** Information provided **
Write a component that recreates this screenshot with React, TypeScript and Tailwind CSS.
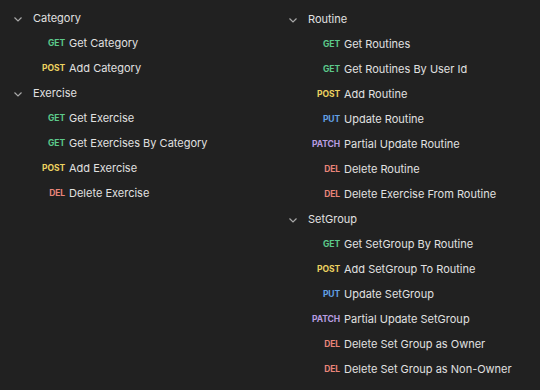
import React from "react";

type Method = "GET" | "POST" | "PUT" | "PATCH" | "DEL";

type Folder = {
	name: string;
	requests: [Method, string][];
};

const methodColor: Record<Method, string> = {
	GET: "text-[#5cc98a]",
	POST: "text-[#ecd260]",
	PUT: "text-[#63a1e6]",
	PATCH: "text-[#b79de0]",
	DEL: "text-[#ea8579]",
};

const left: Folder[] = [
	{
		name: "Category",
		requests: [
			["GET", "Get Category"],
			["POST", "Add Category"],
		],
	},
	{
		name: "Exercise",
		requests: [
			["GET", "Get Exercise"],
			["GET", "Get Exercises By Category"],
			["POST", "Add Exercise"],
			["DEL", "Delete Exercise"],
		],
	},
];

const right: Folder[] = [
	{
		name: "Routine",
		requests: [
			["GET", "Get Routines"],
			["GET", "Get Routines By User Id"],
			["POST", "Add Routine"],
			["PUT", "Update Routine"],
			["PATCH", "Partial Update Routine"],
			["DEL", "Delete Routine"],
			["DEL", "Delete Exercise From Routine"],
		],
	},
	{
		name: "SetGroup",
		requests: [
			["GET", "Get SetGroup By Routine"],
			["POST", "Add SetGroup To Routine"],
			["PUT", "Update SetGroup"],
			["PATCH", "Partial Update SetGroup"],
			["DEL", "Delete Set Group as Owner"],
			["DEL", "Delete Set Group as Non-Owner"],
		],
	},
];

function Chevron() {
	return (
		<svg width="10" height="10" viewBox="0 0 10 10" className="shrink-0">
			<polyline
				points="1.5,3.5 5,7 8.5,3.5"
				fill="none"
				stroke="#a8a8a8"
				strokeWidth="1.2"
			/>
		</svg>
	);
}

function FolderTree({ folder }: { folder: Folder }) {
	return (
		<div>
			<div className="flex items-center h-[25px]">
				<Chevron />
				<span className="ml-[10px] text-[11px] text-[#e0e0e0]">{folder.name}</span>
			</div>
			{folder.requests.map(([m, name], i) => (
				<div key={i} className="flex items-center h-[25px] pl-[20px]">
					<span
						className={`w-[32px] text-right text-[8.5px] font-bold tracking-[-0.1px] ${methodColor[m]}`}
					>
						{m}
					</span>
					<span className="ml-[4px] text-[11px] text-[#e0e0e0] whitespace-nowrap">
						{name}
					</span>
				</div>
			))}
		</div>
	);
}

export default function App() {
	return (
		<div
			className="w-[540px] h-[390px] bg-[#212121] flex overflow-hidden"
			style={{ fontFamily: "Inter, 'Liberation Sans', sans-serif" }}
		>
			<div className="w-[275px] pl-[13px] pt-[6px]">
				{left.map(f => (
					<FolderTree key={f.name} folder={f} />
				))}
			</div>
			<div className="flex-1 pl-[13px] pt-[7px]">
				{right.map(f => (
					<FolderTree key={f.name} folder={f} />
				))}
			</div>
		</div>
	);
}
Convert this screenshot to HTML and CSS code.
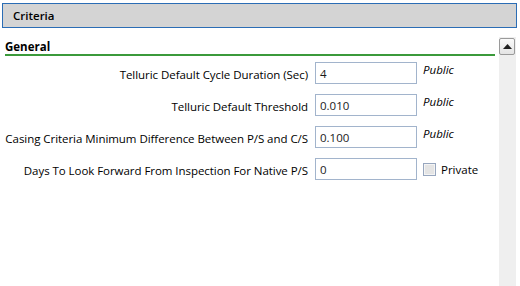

** Exercise **
Return from the data every line that holds "screenshot".

** Output **
Write a component that recreates this screenshot with React, TypeScript and Tailwind CSS.
Convert this screenshot to HTML and CSS code.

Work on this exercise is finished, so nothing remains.